Please list all lines of the material below in which the string "React" occurs.

________________________

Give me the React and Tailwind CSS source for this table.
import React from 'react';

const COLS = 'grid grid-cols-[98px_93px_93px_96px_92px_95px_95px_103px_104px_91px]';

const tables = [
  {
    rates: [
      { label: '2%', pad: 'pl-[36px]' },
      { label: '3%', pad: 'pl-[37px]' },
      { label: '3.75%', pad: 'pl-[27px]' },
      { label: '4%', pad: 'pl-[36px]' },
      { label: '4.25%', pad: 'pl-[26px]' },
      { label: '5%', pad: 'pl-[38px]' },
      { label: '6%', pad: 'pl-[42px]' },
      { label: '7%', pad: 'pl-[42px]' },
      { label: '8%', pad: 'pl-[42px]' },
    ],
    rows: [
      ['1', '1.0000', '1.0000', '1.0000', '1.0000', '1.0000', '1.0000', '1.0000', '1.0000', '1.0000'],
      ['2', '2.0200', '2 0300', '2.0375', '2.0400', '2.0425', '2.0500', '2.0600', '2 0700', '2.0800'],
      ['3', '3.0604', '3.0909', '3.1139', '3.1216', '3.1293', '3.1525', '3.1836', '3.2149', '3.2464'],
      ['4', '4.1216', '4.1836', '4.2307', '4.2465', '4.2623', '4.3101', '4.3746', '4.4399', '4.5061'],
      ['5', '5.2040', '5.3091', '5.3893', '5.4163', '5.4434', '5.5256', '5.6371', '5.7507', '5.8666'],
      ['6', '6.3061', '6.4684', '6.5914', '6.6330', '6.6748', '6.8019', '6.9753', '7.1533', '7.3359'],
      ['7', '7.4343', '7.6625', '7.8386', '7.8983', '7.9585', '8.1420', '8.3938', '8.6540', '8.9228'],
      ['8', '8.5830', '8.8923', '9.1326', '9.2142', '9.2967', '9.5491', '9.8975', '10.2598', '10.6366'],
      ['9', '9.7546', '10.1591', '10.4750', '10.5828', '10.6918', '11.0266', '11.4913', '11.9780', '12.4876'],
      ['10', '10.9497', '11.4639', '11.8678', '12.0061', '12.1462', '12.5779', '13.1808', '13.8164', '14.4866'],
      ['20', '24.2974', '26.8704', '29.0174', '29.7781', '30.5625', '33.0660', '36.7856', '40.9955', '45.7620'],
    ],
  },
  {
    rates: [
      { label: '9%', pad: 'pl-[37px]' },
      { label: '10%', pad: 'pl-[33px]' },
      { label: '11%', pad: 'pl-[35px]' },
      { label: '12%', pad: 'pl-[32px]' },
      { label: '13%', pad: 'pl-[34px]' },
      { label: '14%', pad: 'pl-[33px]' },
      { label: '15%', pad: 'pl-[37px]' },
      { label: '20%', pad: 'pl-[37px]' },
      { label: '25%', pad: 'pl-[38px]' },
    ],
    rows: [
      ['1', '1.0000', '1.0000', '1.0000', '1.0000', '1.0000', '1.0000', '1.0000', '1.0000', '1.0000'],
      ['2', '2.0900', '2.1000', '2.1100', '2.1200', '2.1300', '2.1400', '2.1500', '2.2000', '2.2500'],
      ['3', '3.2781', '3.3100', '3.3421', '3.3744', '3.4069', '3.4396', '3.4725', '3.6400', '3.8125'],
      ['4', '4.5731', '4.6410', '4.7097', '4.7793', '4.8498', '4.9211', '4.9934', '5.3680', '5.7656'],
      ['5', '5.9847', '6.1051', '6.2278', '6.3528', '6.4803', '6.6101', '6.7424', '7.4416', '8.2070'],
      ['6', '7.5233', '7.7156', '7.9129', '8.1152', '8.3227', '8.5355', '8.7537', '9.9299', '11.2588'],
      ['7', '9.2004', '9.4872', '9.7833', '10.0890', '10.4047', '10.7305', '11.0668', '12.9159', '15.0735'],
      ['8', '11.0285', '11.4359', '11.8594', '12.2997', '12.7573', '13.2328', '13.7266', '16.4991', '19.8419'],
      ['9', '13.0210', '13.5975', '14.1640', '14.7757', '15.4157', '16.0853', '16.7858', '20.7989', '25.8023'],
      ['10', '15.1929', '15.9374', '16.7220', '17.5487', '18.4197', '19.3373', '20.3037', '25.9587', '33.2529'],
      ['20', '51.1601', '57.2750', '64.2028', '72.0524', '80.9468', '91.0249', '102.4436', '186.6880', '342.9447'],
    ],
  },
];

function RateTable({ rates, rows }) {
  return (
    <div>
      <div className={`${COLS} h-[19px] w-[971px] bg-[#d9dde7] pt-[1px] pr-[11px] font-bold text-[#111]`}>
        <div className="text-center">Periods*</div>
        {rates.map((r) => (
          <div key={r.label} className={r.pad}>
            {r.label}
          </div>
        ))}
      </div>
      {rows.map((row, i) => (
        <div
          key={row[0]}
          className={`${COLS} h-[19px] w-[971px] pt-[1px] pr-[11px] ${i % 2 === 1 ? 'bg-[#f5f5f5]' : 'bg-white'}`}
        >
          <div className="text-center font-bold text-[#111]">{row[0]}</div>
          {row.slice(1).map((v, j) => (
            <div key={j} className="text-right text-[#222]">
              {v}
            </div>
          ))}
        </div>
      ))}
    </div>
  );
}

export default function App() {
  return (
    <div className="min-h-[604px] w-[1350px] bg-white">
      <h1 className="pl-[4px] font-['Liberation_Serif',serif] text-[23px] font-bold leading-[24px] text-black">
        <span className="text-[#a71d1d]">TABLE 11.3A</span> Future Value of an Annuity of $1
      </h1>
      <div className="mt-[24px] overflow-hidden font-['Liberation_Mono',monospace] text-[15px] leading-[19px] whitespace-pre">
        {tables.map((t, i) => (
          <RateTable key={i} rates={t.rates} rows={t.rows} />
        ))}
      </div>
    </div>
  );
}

________________________

### WRITTEN SOLUTION
Give me the React and Tailwind CSS source for this table.
import React from 'react';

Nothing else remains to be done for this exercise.